Raw data:
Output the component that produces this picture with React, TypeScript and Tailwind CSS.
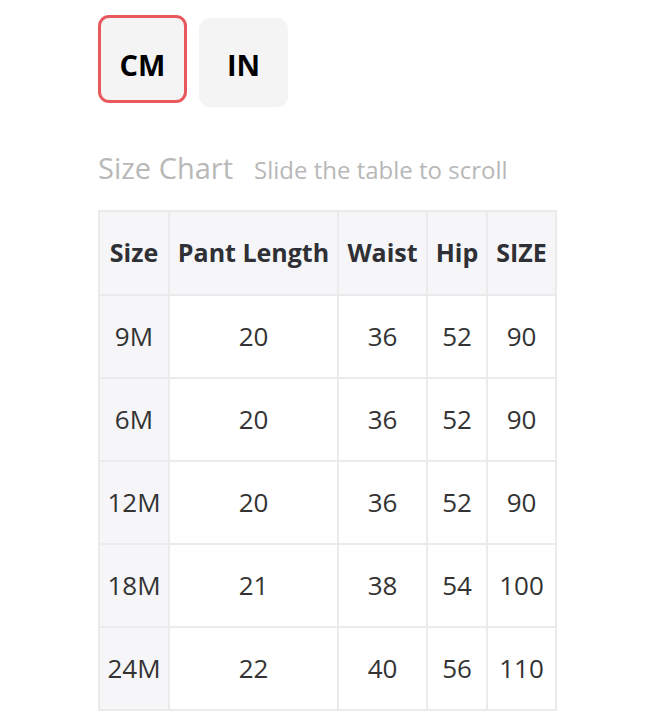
const headers = ['Size', 'Pant Length', 'Waist', 'Hip', 'SIZE'];
const widths = ['w-[70px]', 'w-[169px]', 'w-[89px]', 'w-[60px]', 'w-[69px]'];

const rows = [
  ['9M', '20', '36', '52', '90'],
  ['6M', '20', '36', '52', '90'],
  ['12M', '20', '36', '52', '90'],
  ['18M', '21', '38', '54', '100'],
  ['24M', '22', '40', '56', '110'],
];

export default function App() {
  return (
    <div
      className="w-[646px] h-[728px] bg-white overflow-hidden pl-[98px] pt-[15px]"
      style={{ fontFamily: '"Open Sans", sans-serif' }}
    >
      {/* Unit toggle */}
      <div className="flex items-start gap-[12px]">
        <button className="w-[89px] h-[88px] pt-[12px] rounded-[11px] border-[3px] border-[#e8585c] bg-[#f4f4f5] flex items-center justify-center text-[29px] font-bold text-black">
          CM
        </button>
        <button className="mt-[3px] w-[89px] h-[89px] pt-[4px] rounded-[11px] bg-[#f4f4f5] flex items-center justify-center text-[29px] font-bold text-black">
          IN
        </button>
      </div>

      {/* Title */}
      <div className="mt-[46px] flex items-baseline gap-[21px] text-[#b8b8b8]">
        <span className="text-[29px] leading-none">Size Chart</span>
        <span className="text-[24px] leading-none">Slide the table to scroll</span>
      </div>

      {/* Table */}
      <table className="mt-[28px] table-fixed border-collapse text-[#333]">
        <thead>
          <tr className="h-[84px] bg-[#f6f6f8]">
            {headers.map((h, i) => (
              <th
                key={h}
                className={`${widths[i]} border-2 border-[#ebebeb] text-[25px] font-bold text-[#2f3035] text-center p-0`}
              >
                {h}
              </th>
            ))}
          </tr>
        </thead>
        <tbody>
          {rows.map((r) => (
            <tr key={r[0]} className="h-[83px]">
              {r.map((c, i) => (
                <td
                  key={i}
                  className={`border-2 border-[#ebebeb] text-[26px] text-center p-0 ${i === 0 ? 'bg-[#f6f6f8]' : 'bg-white'}`}
                >
                  {c}
                </td>
              ))}
            </tr>
          ))}
        </tbody>
      </table>
    </div>
  );
}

Task objective: The material above must be printed exactly, with its pictures left out.

Full output:
Output the component that produces this picture with React, TypeScript and Tailwind CSS.
const headers = ['Size', 'Pant Length', 'Waist', 'Hip', 'SIZE'];
const widths = ['w-[70px]', 'w-[169px]', 'w-[89px]', 'w-[60px]', 'w-[69px]'];

const rows = [
  ['9M', '20', '36', '52', '90'],
  ['6M', '20', '36', '52', '90'],
  ['12M', '20', '36', '52', '90'],
  ['18M', '21', '38', '54', '100'],
  ['24M', '22', '40', '56', '110'],
];

export default function App() {
  return (
    <div
      className="w-[646px] h-[728px] bg-white overflow-hidden pl-[98px] pt-[15px]"
      style={{ fontFamily: '"Open Sans", sans-serif' }}
    >
      {/* Unit toggle */}
      <div className="flex items-start gap-[12px]">
        <button className="w-[89px] h-[88px] pt-[12px] rounded-[11px] border-[3px] border-[#e8585c] bg-[#f4f4f5] flex items-center justify-center text-[29px] font-bold text-black">
          CM
        </button>
        <button className="mt-[3px] w-[89px] h-[89px] pt-[4px] rounded-[11px] bg-[#f4f4f5] flex items-center justify-center text-[29px] font-bold text-black">
          IN
        </button>
      </div>

      {/* Title */}
      <div className="mt-[46px] flex items-baseline gap-[21px] text-[#b8b8b8]">
        <span className="text-[29px] leading-none">Size Chart</span>
        <span className="text-[24px] leading-none">Slide the table to scroll</span>
      </div>

      {/* Table */}
      <table className="mt-[28px] table-fixed border-collapse text-[#333]">
        <thead>
          <tr className="h-[84px] bg-[#f6f6f8]">
            {headers.map((h, i) => (
              <th
                key={h}
                className={`${widths[i]} border-2 border-[#ebebeb] text-[25px] font-bold text-[#2f3035] text-center p-0`}
              >
                {h}
              </th>
            ))}
          </tr>
        </thead>
        <tbody>
          {rows.map((r) => (
            <tr key={r[0]} className="h-[83px]">
              {r.map((c, i) => (
                <td
                  key={i}
                  className={`border-2 border-[#ebebeb] text-[26px] text-center p-0 ${i === 0 ? 'bg-[#f6f6f8]' : 'bg-white'}`}
                >
                  {c}
                </td>
              ))}
            </tr>
          ))}
        </tbody>
      </table>
    </div>
  );
}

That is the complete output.